Collected data
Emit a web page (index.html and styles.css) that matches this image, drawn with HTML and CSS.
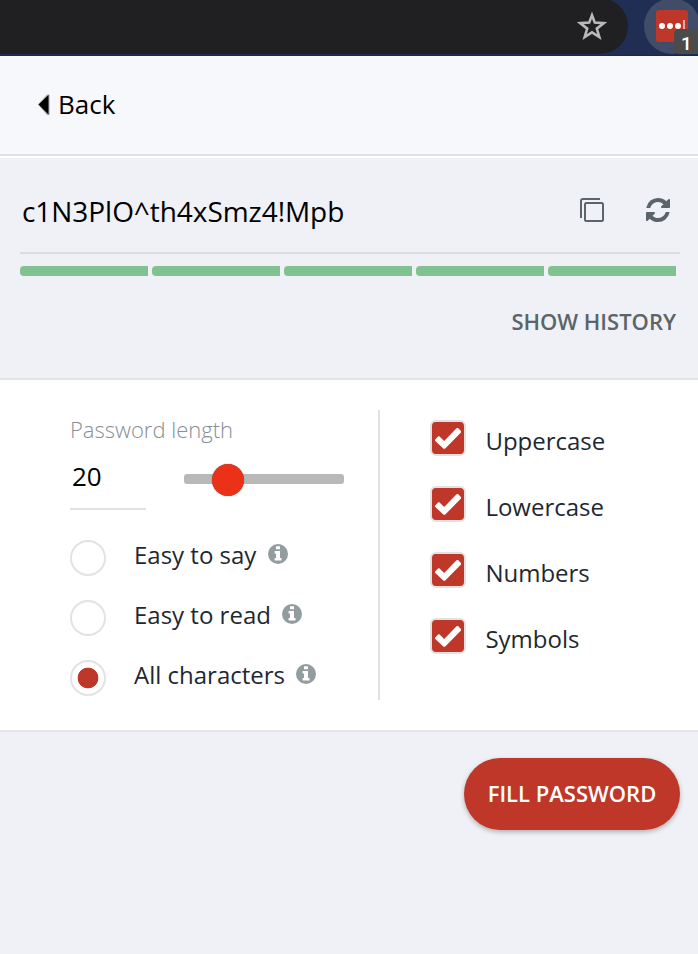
FILE: index.html
```html
<!DOCTYPE html>
<html lang="en">
<head>
<meta charset="utf-8">
<title>Generate Password</title>
<link rel="stylesheet" href="styles.css">
</head>
<body>
<div class="browser-bar">
  <div class="address">
    <svg class="star" width="30" height="30" viewBox="0 0 30 30"><path d="M15 4.2 L17.8 11.6 L26.8 12.2 L19.8 17.6 L22.3 26 L15 21.3 L7.7 26 L10.2 17.6 L3.2 12.2 L12.2 11.6 Z"/></svg>
  </div>
  <div class="extension">
    <div class="ext-icon">
      <svg width="32" height="32" viewBox="0 0 32 32"><circle cx="6" cy="16" r="3"/><circle cx="14" cy="16" r="3"/><circle cx="22" cy="16" r="3"/><rect x="27" y="10" width="2" height="12"/></svg>
    </div>
    <span class="badge">1</span>
  </div>
</div>
<header class="back-bar">
  <svg class="back-arrow" width="14" height="24" viewBox="0 0 14 24"><path class="arrow-edge" d="M1 11.5 L10 1.5 H12.500 V22 H10 Z"/><path d="M1.500 11.5 L11.500 2 V21.5 Z"/></svg>
  <span>Back</span>
</header>
<section class="result">
  <div class="password-row">
    <span class="password">c1N3PlO^th4xSmz4!Mpb</span>
    <svg class="copy" width="24" height="24" viewBox="0 0 24 24"><path d="M1 20 V3 Q1 1 3 1 H20"/><rect x="5" y="5" width="18" height="18" rx="1.5"/></svg>
    <svg class="refresh" width="24" height="24" viewBox="0 0 1536 1536"><path d="M1511 928q0 5-1 7-64 268-268 434.500T764 1536q-146 0-282.500-55T238 1324l-129 129q-19 19-45 19t-45-19-19-45V960q0-26 19-45t45-19h448q26 0 45 19t19 45-19 45l-137 137q71 66 161 102t187 36q134 0 250-65t186-179q11-17 53-117 8-23 30-23h192q13 0 22.500 9.500T1511 928zM1536 128v448q0 26-19 45t-45 19h-448q-26 0-45-19t-19-45 19-45l138-138Q969 256 768 256q-134 0-250 65T332 500q-11 17-53 117-8 23-30 23H50q-13 0-22.500-9.500T18 608v-7q65-268 270-434.500T768 0q146 0 284 55.500T1297 212l130-129q19-19 45-19t45 19 19 45z"/></svg>
  </div>
  <div class="strength"><i></i><i></i><i></i><i></i><i></i></div>
  <div class="history">SHOW HISTORY</div>
</section>
<main class="options">
  <div class="left">
    <div class="length-label">Password length</div>
    <div class="length-row">
      <div class="length-value">20</div>
      <div class="slider"><div class="thumb"></div></div>
    </div>
    <div class="radio-row"><span class="radio"></span><span class="label">Easy to say</span><svg class="info" width="20" height="20" viewBox="0 0 20 20"><circle cx="10" cy="10" r="10"/><path d="M8 2.3h4v3H8zM6.6 7h5.4v7h1.5v2.6H6.6V14H8V9.600H6.600z"/></svg></div>
    <div class="radio-row"><span class="radio"></span><span class="label">Easy to read</span><svg class="info" width="20" height="20" viewBox="0 0 20 20"><circle cx="10" cy="10" r="10"/><path d="M8 2.3h4v3H8zM6.6 7h5.4v7h1.5v2.6H6.6V14H8V9.600H6.600z"/></svg></div>
    <div class="radio-row"><span class="radio checked"></span><span class="label">All characters</span><svg class="info" width="20" height="20" viewBox="0 0 20 20"><circle cx="10" cy="10" r="10"/><path d="M8 2.3h4v3H8zM6.6 7h5.4v7h1.5v2.6H6.6V14H8V9.600H6.600z"/></svg></div>
  </div>
  <div class="right">
    <div class="check-row"><span class="check"><svg width="32" height="32" viewBox="0 0 32 32"><path d="M3 17.700 L6.300 14.300 H7.300 L12.200 19 L24.800 6 H26 L29 9 V10.600 L13 26.800 H11.600 L3 18.800 Z"/></svg></span><span>Uppercase</span></div>
    <div class="check-row"><span class="check"><svg width="32" height="32" viewBox="0 0 32 32"><path d="M3 17.700 L6.300 14.300 H7.300 L12.200 19 L24.800 6 H26 L29 9 V10.600 L13 26.800 H11.600 L3 18.800 Z"/></svg></span><span>Lowercase</span></div>
    <div class="check-row"><span class="check"><svg width="32" height="32" viewBox="0 0 32 32"><path d="M3 17.700 L6.300 14.300 H7.300 L12.200 19 L24.800 6 H26 L29 9 V10.600 L13 26.800 H11.600 L3 18.800 Z"/></svg></span><span>Numbers</span></div>
    <div class="check-row"><span class="check"><svg width="32" height="32" viewBox="0 0 32 32"><path d="M3 17.700 L6.300 14.300 H7.300 L12.200 19 L24.800 6 H26 L29 9 V10.600 L13 26.800 H11.600 L3 18.800 Z"/></svg></span><span>Symbols</span></div>
  </div>
</main>
<footer class="actions"><button class="fill">FILL PASSWORD</button></footer>
</body>
</html>
```
FILE: styles.css
```css
* { box-sizing: border-box; }
body {
  margin: 0;
  width: 698px;
  height: 954px;
  overflow: hidden;
  background: #eff1f6;
  font-family: "Open Sans", "Noto Sans", sans-serif;
  color: #000;
}
svg { display: block; flex: none; }

.browser-bar {
  display: flex;
  height: 56px;
  background: #1f2e52;
  border-bottom: 1px solid #1b2948;
  overflow: hidden;
}
.address {
  display: flex;
  flex: none;
  justify-content: flex-end;
  width: 628px;
  height: 56px;
  margin-top: -2px;
  padding: 13px 21px 0 0;
  background: #202023;
  border-radius: 0 28px 28px 0;
}
.star { fill: none; stroke: #b9b9ba; stroke-width: 2.6; }
.extension {
  position: relative;
  flex: none;
  width: 56px;
  height: 56px;
  margin: -2px 0 0 16px;
  padding: 12px;
  border-radius: 50%;
  background: #404c68;
}
.ext-icon {
  width: 32px;
  height: 32px;
  border-radius: 3px;
  background: #be3728;
  fill: #fff;
}
.ext-icon rect { fill: #e5aaa3; }
.badge {
  position: absolute;
  left: 30px;
  top: 31px;
  width: 32px;
  height: 25px;
  padding-left: 7px;
  border-radius: 5px;
  background: #4b4b4b;
  color: #fff;
  font: 500 19px/29px Roboto, sans-serif;
}

.back-bar {
  display: flex;
  height: 102px;
  padding: 0 0 0 37px;
  background: #f7f8fb;
  border-bottom: 2px solid #fff;
  box-shadow: inset 0 -2px #e0e1e4;
  font-size: 26px;
  line-height: 96px;
}
.back-arrow { margin: 37px 7px 0 0; }
.arrow-edge { fill: #aaa; }

.result {
  height: 222px;
  padding: 0 18px 0 20px;
  border-bottom: 2px solid #e4e4e5;
}
.password-row {
  display: flex;
  align-items: center;
  height: 96px;
  padding: 10px 10px 0 2px;
  border-bottom: 2px solid #dddddf;
}
.password { flex: 1; padding-top: 2px; font-size: 28px; line-height: 38px; letter-spacing: -.05px; }
.copy { fill: none; stroke: #5b6468; stroke-width: 2; margin-right: 42px; }
.refresh { fill: #5b6468; }
.strength { display: flex; gap: 4px; margin-top: 12px; }
.strength i {
  width: 128px;
  height: 10px;
  border-radius: 4px 0 0 4px;
  background: #80c290;
}
.history {
  margin: 29px 4px 0 0;
  text-align: right;
  font-size: 22px;
  font-weight: 600;
  line-height: 32px;
  color: #5b6468;
}

.options {
  display: flex;
  height: 352px;
  padding: 30px 0 30px 70px;
  background: #fff;
  border-bottom: 2px solid #e4e5e6;
}
.left {
  width: 310px;
  height: 290px;
  padding-top: 3px;
  border-right: 2px solid #e1e1e2;
}
.length-label {
  margin-bottom: 1px;
  font-size: 22px;
  font-weight: 300;
  line-height: 32px;
  color: #858f94;
}
.length-row { display: flex; height: 64px; }
.length-value {
  width: 76px;
  height: 64px;
  padding-left: 2px;
  border-bottom: 2px solid #e1e1e2;
  font-size: 26px;
  line-height: 60px;
}
.slider {
  width: 160px;
  height: 10px;
  margin: 28px 0 0 38px;
  border-radius: 3px;
  background: #b9b9b9;
}
.thumb {
  width: 32px;
  height: 32px;
  margin: -10px 0 0 28px;
  border-radius: 50%;
  background: #eb3218;
  box-shadow: 0 0 1px #555;
}
.radio-row {
  display: flex;
  height: 36px;
  margin-top: 24px;
  font-size: 24px;
  color: #1e2832;
}
.length-row + .radio-row { margin-top: 30px; }
.radio {
  width: 36px;
  height: 36px;
  margin-right: 28px;
  padding: 6px;
  border: 2px solid #e3e3e3;
  border-radius: 50%;
}
.radio.checked { background: radial-gradient(circle, #be3728 10px, #fff 10.7px); }
.label { line-height: 30px; }
.info { margin: 4px 0 0 11.4px; fill: #939c9f; }
.info path { fill: #fff; }

.right { padding: 10px 0 0 50px; }
.check-row {
  display: flex;
  height: 36px;
  margin-bottom: 30px;
  font-size: 24px;
  line-height: 42px;
  color: #1e2832;
}
.check {
  width: 36px;
  height: 36px;
  margin-right: 19.4px;
  border: 2px solid #e1e1e3;
  border-radius: 6px;
  background: #be3728;
}
.check path { fill: #fff; }

.actions { display: flex; justify-content: flex-end; padding: 26px 18px 0 0; }
.fill {
  width: 216px;
  height: 72px;
  padding: 0 0 2px;
  border: 0;
  border-radius: 36px;
  background: #be3728;
  box-shadow: 0 2px 5px rgba(0,0,0,.28);
  color: #fff;
  font: 600 22px/70px "Open Sans", sans-serif;
}
```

Written instruction
Return every line above that contains the word "styles".

Answer to the task
Emit a web page (index.html and styles.css) that matches this image, drawn with HTML and CSS.
<link rel="stylesheet" href="styles.css">
FILE: styles.css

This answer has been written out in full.